Give back, unchanged, the line with "Recreate this image", the line with "very negative | Predicted Sentiment : negative", and every line between them, and no other line.

--- Start of Dataset records ---

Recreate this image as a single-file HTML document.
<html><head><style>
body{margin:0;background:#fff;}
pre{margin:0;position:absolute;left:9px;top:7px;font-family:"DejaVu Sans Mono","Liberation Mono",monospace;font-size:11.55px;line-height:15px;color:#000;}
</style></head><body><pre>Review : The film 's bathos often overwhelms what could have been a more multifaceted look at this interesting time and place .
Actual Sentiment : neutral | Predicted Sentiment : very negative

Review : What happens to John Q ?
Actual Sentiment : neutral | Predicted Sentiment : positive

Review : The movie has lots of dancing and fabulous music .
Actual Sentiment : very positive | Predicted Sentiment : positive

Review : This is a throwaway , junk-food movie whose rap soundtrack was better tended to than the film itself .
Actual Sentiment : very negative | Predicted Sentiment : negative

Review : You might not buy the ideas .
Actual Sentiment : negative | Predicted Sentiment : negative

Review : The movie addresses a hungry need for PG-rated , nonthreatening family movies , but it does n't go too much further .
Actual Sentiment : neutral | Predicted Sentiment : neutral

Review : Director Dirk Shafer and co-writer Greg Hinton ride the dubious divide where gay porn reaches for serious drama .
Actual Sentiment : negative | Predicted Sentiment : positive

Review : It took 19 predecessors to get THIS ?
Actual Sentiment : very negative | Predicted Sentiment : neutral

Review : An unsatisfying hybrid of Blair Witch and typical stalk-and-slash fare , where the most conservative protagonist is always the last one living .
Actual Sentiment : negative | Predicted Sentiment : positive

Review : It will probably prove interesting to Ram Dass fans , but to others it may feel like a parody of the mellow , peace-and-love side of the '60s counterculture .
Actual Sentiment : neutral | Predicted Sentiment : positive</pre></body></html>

--- End of Dataset records ---
--- Start of Dataset records ---

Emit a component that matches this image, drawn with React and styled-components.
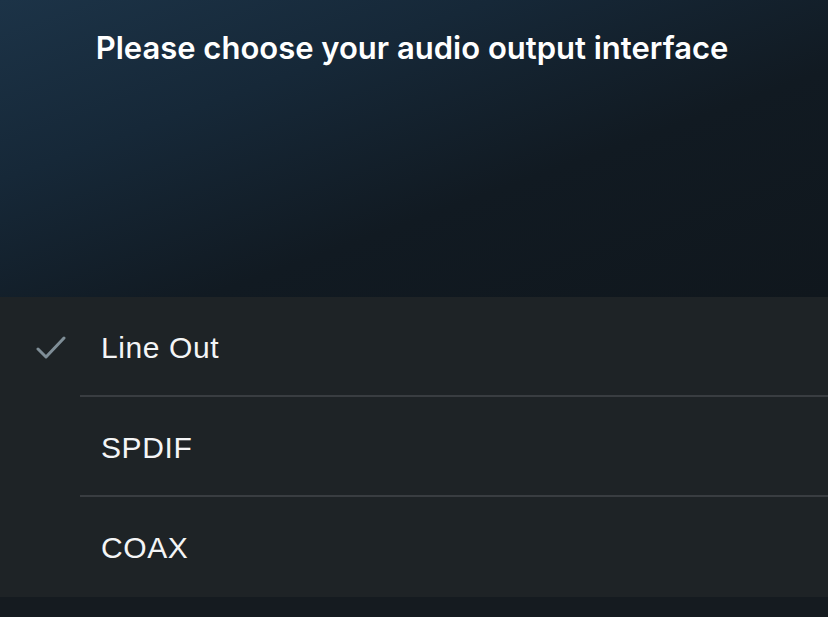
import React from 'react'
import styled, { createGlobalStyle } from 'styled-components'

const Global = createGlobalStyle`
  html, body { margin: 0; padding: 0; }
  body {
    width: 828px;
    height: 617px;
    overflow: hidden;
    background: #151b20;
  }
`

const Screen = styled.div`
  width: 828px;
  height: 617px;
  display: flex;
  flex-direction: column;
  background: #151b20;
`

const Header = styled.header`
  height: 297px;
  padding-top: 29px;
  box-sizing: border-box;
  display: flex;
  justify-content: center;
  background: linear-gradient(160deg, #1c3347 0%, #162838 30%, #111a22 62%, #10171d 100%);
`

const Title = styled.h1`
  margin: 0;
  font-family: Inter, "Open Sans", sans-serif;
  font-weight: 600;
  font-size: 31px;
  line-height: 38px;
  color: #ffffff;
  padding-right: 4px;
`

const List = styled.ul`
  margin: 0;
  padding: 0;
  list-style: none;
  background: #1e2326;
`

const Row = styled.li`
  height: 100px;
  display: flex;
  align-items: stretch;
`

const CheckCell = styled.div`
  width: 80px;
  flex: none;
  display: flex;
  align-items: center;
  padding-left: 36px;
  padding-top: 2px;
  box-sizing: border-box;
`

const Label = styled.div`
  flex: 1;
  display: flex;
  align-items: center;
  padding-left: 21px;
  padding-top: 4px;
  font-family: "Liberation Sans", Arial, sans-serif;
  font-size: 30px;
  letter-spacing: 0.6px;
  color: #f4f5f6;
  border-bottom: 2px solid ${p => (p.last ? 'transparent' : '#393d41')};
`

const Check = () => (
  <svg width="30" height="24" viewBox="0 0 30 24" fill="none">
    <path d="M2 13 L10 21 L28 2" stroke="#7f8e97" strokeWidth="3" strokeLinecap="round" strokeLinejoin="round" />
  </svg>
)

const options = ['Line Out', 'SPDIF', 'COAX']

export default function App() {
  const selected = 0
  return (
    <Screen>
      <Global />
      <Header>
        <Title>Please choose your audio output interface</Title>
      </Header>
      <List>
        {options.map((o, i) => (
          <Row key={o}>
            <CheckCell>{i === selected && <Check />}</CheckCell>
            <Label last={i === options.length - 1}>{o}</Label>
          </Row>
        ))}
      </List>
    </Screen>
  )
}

--- End of Dataset records ---

Written solution:
Recreate this image as a single-file HTML document.
<html><head><style>
body{margin:0;background:#fff;}
pre{margin:0;position:absolute;left:9px;top:7px;font-family:"DejaVu Sans Mono","Liberation Mono",monospace;font-size:11.55px;line-height:15px;color:#000;}
</style></head><body><pre>Review : The film 's bathos often overwhelms what could have been a more multifaceted look at this interesting time and place .
Actual Sentiment : neutral | Predicted Sentiment : very negative

Review : What happens to John Q ?
Actual Sentiment : neutral | Predicted Sentiment : positive

Review : The movie has lots of dancing and fabulous music .
Actual Sentiment : very positive | Predicted Sentiment : positive

Review : This is a throwaway , junk-food movie whose rap soundtrack was better tended to than the film itself .
Actual Sentiment : very negative | Predicted Sentiment : negative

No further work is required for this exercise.